I'm proud to know my home county council and Marc Jones, my local Police and Crime Commissioner have taken such a firm stand against sexual assault and rape and want to prevent as many from happening in the first place. We don't have enough councils and PCCs taking the matter of prevention seriously enough.
Of course after IZ tweeted an image of the #AskForAngela poster, the Twitter trolls came at her with the predictable putdowns. Marcus J, for example said that "women should learn just to say "no thanks" on a bad date", not realising that some people may be frightened of speaking out openly against a bad date person for fear of being followed out of the bar/club and then being sexually assaulted or raped out in the streets or even at home. Marcus retorted that he'd expect people to "have a minimum amount of self-awareness and self-confidence to handle the situation like an adult" so as to not "make themselves" a victim (October 18th 2016). Yet what Marcus doesn't understand is that actually by using the #AskForAngela codeword, people would be acting with self-confidence by making sure they protect themselves. So I was glad to see a guy actually speaking up for IZ and the poster campaign by pointing out the need to protect women from the possibility of being sexually assaulted/raped by a bad date. As IZ has pointed out, it is a "safety net" (Oct 19th 2016) and what is actually wrong with having one in place? Naturally Mr Marcus said that the "Feminist Circlejerk" has been closing in on him since he made the comments but I don't think you have to be a feminist to support such a vital campaign. That being said, there is nothing wrong with being a proud intersectional feminist and I certainly am one and shall forever be one.

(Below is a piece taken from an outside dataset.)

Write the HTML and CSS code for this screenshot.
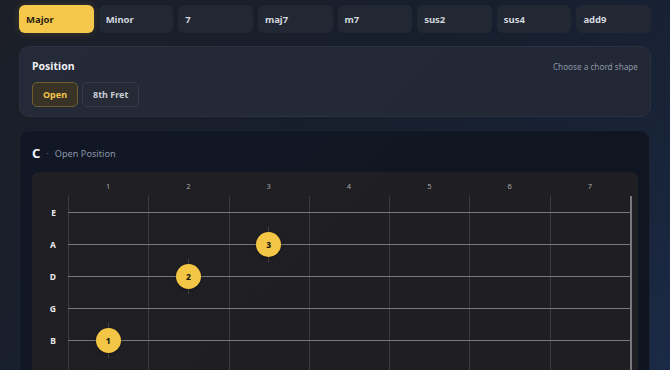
FILE: index.html
```html
<!DOCTYPE html>
<html>
<head>
<meta charset="utf-8">
<link rel="stylesheet" href="styles.css">
</head>
<body>
<div class="app">
  <nav class="tabs">
    <button class="tab active">Major</button>
    <button class="tab">Minor</button>
    <button class="tab">7</button>
    <button class="tab">maj7</button>
    <button class="tab">m7</button>
    <button class="tab">sus2</button>
    <button class="tab">sus4</button>
    <button class="tab">add9</button>
  </nav>

  <section class="panel">
    <div class="panel-head">
      <h2 class="panel-title">Position</h2>
      <span class="panel-hint">Choose a chord shape</span>
    </div>
    <div class="pos-buttons">
      <button class="pos active">Open</button>
      <button class="pos">8th Fret</button>
    </div>
  </section>

  <section class="card">
    <div class="card-head">
      <span class="chord-name">C</span>
      <span class="sep">·</span>
      <span class="chord-pos">Open Position</span>
    </div>
    <div class="fretboard">
      <div class="fret-nums">
        <span></span>
        <span>1</span><span>2</span><span>3</span><span>4</span><span>5</span><span>6</span><span>7</span>
      </div>
      <div class="neck">
        <div class="fret-lines">
          <i style="left:0%"></i>
          <i style="left:14.2857%"></i>
          <i style="left:28.5714%"></i>
          <i style="left:42.8571%"></i>
          <i style="left:57.1429%"></i>
          <i style="left:71.4286%"></i>
          <i style="left:85.7143%"></i>
          <i class="last" style="left:100%"></i>
        </div>
        <div class="string"><span class="label">E</span><span></span><span></span><span></span><span></span><span></span><span></span><span></span></div>
        <div class="string"><span class="label">A</span><span></span><span></span><span class="cell"><b class="dot">3</b></span><span></span><span></span><span></span><span></span></div>
        <div class="string"><span class="label">D</span><span></span><span class="cell"><b class="dot">2</b></span><span></span><span></span><span></span><span></span><span></span></div>
        <div class="string"><span class="label">G</span><span></span><span></span><span></span><span></span><span></span><span></span><span></span></div>
        <div class="string"><span class="label">B</span><span class="cell"><b class="dot">1</b></span><span></span><span></span><span></span><span></span><span></span><span></span></div>
      </div>
    </div>
  </section>
</div>
</body>
</html>
```

FILE: styles.css
```css
* { box-sizing: border-box; }
html, body { margin: 0; height: 100%; }
body {
  font-family: "Noto Sans", "Open Sans", "Liberation Sans", sans-serif;
  background: linear-gradient(135deg, #1c1f28 0%, #171e2c 45%, #182439 80%, #1b2a47 100%);
  color: #e6e8ec;
  overflow: hidden;
}
.app { padding: 5px 19px 0 19px; width: 670px; }

.tabs {
  display: grid;
  grid-template-columns: repeat(8, 1fr);
  gap: 5px;
  width: 632px;
}
.tab {
  height: 28px;
  border: none;
  border-radius: 6px;
  background: #222734;
  color: #d3d6dd;
  font: 700 9.5px "Noto Sans", sans-serif;
  text-align: left;
  padding: 0 7px;
}
.tab.active {
  background: #f5c84c;
  color: #2a220f;
  box-shadow: 0 0 8px rgba(245, 200, 76, 0.18);
}

.panel {
  margin-top: 13px;
  width: 632px;
  height: 71px;
  border: 1px solid #2b3140;
  border-radius: 10px;
  background: linear-gradient(135deg, #242a37 0%, #212735 100%);
  padding: 12px 12px 10px 12px;
}
.panel-head { display: flex; justify-content: space-between; align-items: center; height: 14px; }
.panel-title { margin: 0; font-size: 10.5px; font-weight: 700; color: #eef0f3; line-height: 14px; }
.panel-hint { font-size: 8.2px; color: #8e96a6; }
.pos-buttons { display: flex; gap: 4px; margin-top: 9px; }
.pos {
  height: 25px;
  border-radius: 5px;
  border: 1px solid #343a48;
  background: #252a36;
  color: #c9cdd5;
  font: 700 9px "Noto Sans", sans-serif;
  padding: 0 10px;
}
.pos.active {
  border-color: #6f5f2d;
  background: #383326;
  color: #f2c447;
}

.card {
  margin-top: 13px;
  width: 631px;
  height: 300px;
  border: 1px solid #1c2331;
  border-bottom: none;
  border-radius: 10px 10px 0 0;
  background: linear-gradient(135deg, #111724 0%, #0f1520 100%);
  padding: 13px 11px 0 12px;
}
.card-head { display: flex; align-items: center; height: 18px; gap: 6px; }
.chord-name { font-size: 13px; font-weight: 700; color: #f2f3f5; }
.sep { font-size: 9px; color: #5d6677; }
.chord-pos { font-size: 9.2px; color: #8b95a8; }

.fretboard {
  margin-top: 10px;
  background: linear-gradient(135deg, #201f23 0%, #1e1e23 100%);
  border-radius: 7px 7px 0 0;
  padding: 6px 8px 0 0;
  height: 240px;
}
.fret-nums {
  display: grid;
  grid-template-columns: 36px repeat(7, 1fr);
  height: 16px;
  line-height: 16px;
  margin-bottom: 2px;
  font-size: 7.5px;
  color: #a6a7ac;
  text-align: center;
}
.neck { position: relative; height: 220px; }
.fret-lines { position: absolute; left: 36px; right: 0; top: 0; bottom: 0; }
.fret-lines i {
  position: absolute; top: 0; bottom: 0; width: 1px;
  background: #3b3b42;
}
.fret-lines i.last { background: #78787e; width: 1.5px; }

.string {
  position: relative;
  display: grid;
  grid-template-columns: 36px repeat(7, 1fr);
  height: 32px;
  align-items: center;
}
.string::after {
  content: "";
  position: absolute;
  left: 36px; right: 0; top: 15.5px;
  height: 1px;
  background: #77777e;
}
.label {
  text-align: right;
  padding-right: 12px;
  font-size: 8.5px;
  font-weight: 700;
  color: #e9eaec;
}
.cell { display: flex; justify-content: center; align-items: center; position: relative; z-index: 2; }
.dot {
  position: relative;
  width: 25px; height: 25px;
  border-radius: 50%;
  background: #f4c646;
  color: #221c0c;
  font-size: 8.5px;
  font-weight: 800;
  display: flex; align-items: center; justify-content: center;
  box-shadow: 0 1px 3px rgba(0,0,0,0.35);
}
.dot::before {
  content: "";
  position: absolute;
  left: 12px; top: -5px;
  width: 1px; height: 35px;
  background: rgba(110, 100, 80, 0.45);
  z-index: -1;
}
```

Then we have another predictable putdown by Daniel Clarke who criticised the poster for being too geared towards women because of its layout and its use of language. Firstly he mentioned the whole "the poster is making women hate men because of the patriarchy broad smear" wah wah argument. Why do guys feel the need to denigrate poster campaigns like this just because it might have been created by Lincolnshire Rape Crisis (who they instantly perceive as being a women's only organisation)? Daniel then says that the poster asks a person to "ask for a woman...because females are more likely to approach other females if they feel threatened/in danger." (October 24th 2016). OK so what happens if the bad date happens to be a woman? Do you think lesbian/bi/pansexual/queer/gender-neutral women would want to use the code word Angela if one uses Daniel's logic? Or perhaps we all want to ensure we are safe and don't care what code word we need to use in order to guarantee our safety? Hmmm...

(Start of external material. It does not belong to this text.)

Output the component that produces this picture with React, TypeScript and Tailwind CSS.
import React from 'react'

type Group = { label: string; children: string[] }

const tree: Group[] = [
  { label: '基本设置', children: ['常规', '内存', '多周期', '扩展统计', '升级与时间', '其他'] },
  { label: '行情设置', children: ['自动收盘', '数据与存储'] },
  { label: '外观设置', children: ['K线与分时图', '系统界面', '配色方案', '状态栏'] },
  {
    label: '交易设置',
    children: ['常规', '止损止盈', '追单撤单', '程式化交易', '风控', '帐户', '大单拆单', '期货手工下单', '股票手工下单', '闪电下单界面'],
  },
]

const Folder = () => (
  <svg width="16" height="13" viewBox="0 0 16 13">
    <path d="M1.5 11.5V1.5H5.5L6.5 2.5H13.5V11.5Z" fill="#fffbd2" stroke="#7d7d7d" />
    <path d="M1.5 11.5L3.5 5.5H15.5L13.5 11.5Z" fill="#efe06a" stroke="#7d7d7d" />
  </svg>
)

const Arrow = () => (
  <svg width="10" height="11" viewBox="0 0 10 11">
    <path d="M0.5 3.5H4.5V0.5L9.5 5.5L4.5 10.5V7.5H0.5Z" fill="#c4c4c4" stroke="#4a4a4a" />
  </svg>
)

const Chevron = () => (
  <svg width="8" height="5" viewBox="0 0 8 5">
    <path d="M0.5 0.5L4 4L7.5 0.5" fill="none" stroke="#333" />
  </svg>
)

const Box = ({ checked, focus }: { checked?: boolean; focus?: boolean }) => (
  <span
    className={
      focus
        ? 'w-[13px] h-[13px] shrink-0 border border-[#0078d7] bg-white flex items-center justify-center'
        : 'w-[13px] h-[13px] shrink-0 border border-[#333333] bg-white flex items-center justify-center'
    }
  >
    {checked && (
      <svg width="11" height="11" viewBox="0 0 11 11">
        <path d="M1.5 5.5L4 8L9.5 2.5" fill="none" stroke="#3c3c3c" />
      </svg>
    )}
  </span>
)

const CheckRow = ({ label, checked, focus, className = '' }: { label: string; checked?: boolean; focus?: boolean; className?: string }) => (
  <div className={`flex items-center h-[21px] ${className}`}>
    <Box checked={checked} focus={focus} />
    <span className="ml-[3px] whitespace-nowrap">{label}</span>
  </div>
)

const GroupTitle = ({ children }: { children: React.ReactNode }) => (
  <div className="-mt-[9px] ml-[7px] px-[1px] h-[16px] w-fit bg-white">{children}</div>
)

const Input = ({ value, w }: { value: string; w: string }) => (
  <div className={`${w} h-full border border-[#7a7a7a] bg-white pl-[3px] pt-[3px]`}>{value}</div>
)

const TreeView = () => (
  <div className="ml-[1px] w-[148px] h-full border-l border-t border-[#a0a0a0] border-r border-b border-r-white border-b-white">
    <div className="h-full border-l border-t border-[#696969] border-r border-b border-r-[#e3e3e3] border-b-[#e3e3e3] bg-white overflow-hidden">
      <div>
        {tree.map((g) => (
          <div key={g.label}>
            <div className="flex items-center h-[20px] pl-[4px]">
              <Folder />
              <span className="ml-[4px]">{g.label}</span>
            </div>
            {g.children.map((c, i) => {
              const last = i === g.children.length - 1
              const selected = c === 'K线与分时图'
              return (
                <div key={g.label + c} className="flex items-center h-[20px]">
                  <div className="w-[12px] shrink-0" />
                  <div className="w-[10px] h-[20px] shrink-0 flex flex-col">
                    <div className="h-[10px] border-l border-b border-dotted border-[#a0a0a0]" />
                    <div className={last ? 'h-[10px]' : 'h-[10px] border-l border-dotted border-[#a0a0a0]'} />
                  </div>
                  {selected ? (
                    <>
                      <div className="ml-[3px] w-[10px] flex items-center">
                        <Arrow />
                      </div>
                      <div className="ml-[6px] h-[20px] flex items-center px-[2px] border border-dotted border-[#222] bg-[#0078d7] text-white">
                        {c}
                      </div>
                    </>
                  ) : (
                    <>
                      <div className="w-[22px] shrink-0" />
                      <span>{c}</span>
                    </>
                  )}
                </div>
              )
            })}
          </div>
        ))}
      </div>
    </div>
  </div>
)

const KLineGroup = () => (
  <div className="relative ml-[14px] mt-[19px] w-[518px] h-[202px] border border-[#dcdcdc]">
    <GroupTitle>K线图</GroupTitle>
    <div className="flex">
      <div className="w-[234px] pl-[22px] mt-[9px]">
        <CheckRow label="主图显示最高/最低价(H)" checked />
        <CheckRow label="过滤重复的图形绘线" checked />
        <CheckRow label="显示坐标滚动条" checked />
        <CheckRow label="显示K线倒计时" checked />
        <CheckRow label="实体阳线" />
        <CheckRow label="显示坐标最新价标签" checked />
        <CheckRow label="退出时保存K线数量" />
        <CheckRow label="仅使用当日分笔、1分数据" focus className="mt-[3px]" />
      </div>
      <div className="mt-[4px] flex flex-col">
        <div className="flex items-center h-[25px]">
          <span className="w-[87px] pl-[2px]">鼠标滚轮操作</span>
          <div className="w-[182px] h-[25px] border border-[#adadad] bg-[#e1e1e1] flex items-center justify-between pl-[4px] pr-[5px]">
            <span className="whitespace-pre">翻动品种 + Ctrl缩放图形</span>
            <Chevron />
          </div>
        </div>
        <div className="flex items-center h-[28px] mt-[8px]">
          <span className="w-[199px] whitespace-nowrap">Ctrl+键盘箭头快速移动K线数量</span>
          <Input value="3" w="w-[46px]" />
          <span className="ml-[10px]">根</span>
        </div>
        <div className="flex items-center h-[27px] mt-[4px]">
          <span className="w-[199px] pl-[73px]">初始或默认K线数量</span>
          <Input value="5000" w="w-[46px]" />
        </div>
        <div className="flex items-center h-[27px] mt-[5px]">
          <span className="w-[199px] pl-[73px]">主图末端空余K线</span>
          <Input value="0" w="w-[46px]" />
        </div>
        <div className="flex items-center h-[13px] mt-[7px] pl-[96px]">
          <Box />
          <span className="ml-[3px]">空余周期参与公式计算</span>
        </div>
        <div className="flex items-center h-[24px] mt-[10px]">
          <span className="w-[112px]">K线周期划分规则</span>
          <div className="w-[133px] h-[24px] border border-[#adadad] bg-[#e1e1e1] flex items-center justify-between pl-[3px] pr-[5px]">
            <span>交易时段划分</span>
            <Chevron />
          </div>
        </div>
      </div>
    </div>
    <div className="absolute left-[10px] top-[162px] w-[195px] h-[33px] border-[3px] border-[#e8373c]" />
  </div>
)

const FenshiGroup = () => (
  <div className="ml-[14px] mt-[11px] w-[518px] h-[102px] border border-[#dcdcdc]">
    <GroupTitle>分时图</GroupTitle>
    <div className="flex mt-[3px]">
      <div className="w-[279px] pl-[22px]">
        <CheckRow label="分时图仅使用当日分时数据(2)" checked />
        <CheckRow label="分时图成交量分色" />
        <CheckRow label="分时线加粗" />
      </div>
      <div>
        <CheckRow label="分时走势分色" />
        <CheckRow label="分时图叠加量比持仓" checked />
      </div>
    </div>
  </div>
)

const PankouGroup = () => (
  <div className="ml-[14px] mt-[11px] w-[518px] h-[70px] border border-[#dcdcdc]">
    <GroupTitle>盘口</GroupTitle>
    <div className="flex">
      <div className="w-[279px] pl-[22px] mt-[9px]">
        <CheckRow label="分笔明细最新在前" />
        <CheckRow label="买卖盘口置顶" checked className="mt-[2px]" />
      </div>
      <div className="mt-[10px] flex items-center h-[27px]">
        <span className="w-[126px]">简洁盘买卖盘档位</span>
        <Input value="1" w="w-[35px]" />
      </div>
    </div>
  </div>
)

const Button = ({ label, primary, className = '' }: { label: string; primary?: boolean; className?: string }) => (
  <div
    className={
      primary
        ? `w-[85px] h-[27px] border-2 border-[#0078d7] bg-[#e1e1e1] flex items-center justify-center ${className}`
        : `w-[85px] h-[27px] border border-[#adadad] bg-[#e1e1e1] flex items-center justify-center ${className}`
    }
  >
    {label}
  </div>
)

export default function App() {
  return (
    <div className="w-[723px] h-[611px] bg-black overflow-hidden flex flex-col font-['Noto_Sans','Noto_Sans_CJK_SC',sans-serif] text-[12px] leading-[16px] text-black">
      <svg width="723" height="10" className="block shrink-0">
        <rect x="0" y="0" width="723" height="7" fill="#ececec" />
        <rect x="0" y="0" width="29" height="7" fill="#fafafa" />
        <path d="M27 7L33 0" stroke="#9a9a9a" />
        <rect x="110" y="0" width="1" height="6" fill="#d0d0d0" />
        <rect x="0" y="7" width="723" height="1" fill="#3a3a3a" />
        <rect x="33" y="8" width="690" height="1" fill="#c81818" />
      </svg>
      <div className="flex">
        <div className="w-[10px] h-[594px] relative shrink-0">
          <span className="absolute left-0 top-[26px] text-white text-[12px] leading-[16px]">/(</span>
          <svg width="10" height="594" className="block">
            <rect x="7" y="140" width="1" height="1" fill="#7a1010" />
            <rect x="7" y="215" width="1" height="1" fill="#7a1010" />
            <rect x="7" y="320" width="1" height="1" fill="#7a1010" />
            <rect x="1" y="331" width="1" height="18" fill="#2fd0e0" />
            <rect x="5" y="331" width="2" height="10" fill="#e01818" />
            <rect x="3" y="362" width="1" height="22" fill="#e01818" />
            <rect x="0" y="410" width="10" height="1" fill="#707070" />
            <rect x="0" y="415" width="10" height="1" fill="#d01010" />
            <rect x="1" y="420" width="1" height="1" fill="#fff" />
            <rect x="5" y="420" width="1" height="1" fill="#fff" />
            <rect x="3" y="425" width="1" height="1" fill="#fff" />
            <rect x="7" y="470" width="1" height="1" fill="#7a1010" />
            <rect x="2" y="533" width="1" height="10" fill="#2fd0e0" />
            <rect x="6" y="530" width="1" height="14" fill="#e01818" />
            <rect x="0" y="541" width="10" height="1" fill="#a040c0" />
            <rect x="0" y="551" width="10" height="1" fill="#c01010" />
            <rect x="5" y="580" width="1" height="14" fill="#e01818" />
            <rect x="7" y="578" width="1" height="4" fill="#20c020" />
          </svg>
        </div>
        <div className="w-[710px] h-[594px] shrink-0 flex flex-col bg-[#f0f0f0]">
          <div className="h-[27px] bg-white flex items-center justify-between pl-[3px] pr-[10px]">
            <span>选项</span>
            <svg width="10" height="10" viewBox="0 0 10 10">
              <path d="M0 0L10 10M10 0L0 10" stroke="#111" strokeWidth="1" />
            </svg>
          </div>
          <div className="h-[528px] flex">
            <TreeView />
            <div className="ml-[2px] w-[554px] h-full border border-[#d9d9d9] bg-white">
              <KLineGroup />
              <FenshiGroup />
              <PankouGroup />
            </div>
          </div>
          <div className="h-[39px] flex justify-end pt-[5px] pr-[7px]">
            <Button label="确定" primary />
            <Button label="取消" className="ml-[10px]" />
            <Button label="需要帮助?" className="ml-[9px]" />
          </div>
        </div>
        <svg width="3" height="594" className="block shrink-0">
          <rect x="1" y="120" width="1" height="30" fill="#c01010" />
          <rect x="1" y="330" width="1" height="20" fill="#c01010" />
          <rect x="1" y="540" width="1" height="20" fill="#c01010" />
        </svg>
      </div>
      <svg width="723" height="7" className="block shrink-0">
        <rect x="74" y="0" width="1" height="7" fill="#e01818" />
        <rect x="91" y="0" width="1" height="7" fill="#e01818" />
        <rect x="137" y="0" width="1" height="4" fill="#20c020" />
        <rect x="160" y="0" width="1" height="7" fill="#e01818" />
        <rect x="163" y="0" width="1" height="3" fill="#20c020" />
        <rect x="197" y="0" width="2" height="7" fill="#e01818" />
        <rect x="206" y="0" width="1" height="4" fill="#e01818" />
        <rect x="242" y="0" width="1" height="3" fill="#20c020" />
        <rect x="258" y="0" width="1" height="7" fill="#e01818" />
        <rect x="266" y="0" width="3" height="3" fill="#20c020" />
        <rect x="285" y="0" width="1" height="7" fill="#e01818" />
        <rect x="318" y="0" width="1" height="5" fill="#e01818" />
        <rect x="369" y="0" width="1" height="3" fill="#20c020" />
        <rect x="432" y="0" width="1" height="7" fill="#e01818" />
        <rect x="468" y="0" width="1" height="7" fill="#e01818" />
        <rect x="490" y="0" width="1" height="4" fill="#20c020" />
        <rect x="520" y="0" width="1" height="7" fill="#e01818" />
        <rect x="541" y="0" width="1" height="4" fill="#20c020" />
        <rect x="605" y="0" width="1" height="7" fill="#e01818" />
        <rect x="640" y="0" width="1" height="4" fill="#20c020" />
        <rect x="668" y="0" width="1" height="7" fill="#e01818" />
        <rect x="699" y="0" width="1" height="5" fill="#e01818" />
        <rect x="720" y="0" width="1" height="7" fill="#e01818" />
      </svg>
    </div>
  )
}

Finally Daniel goes back to the idea of women being portrayed as "helpless" that is just so ludicrous that he should go and join Marcus on that extremely naughty step! Women are not helpless because they use their judgement to keep themselves safe. The "damsels in distress" narrative that some blokes have been brought up on needs to be thrown out the window.
So let's address the "elephant in the room" that Daniel and Marcus and others brought up. Is the poster designed just for women? The amazing point that was made by IZ several times on her Twitter Feed was that the poster was found in a GENDER NEUTRAL bathroom and was intended to be seen by men as well as women. It is important to remember that gay, bisexual and heterosexual men can find themselves on a bad date where they may feel they could be taken advantage of physically. You think just because men are "meant" to "look strong enough" and can "sound tough and firm" by saying No to their bad date that they would be immune from being sexually assaulted or date raped? What a "Stone Age" to take! I'd have thought that guys would want to protect their bros from being in this situation and if guys who criticise the poster based on its layout, colour scheme or use of language really care about protecting their fellow bros from being sexually assaulted or raped, they should either get on board with the poster's message and stop critiquing the "femininity" of it or create their own posters that could be displayed in men's bathrooms to help them keep safe on a night out? I'm assuming that Daniel and Marcus do care about heterosexual and gay/bi/transmen or gender/fluid/queer/non-binary individuals enough to want to protect them from being sexually assaulted or raped by an aggressive bad date in the first place?
So yes, I applaud Lincolnshire Rape Crisis, Lincolnshire County Council and Marc Jones for creating the #AskForAngela posters. I'm glad that the #NoMore campaign will be "relaunched in February 2017 to tie in with the National Sex Violence and Abuse Awareness Week". (Hayley Child, The Independent). It'll be amazing to see how many regional and international variations of the poster appear on social media inspired by the posters. I stand in solidarity with IZ over her tweeting of the poster and her take down of the patriarchal Twitter Trolls who trot out the same lines to try and delegitimise the poster without coming up with any ideas as to how to contribute to sexual assault and bad date rape prevention for Men as well as women, trans, non-binary or queer individuals, hetero as well as lesbian, gay, bi, pansexual people. We need to continue fighting against the #RapeCulture that exists in the world to help all concerned. It's not just a Feminist issue that can be swept under the carpet at will. After what's happened with Trump's sexual assault comments we have to be practical and enact systems that will help prevent sexual assaults and rapes from occurring in the first place. Code word posters are a small but vital practical part of the process and yet again, Lincolnshire leads the way. I couldn't be more proud.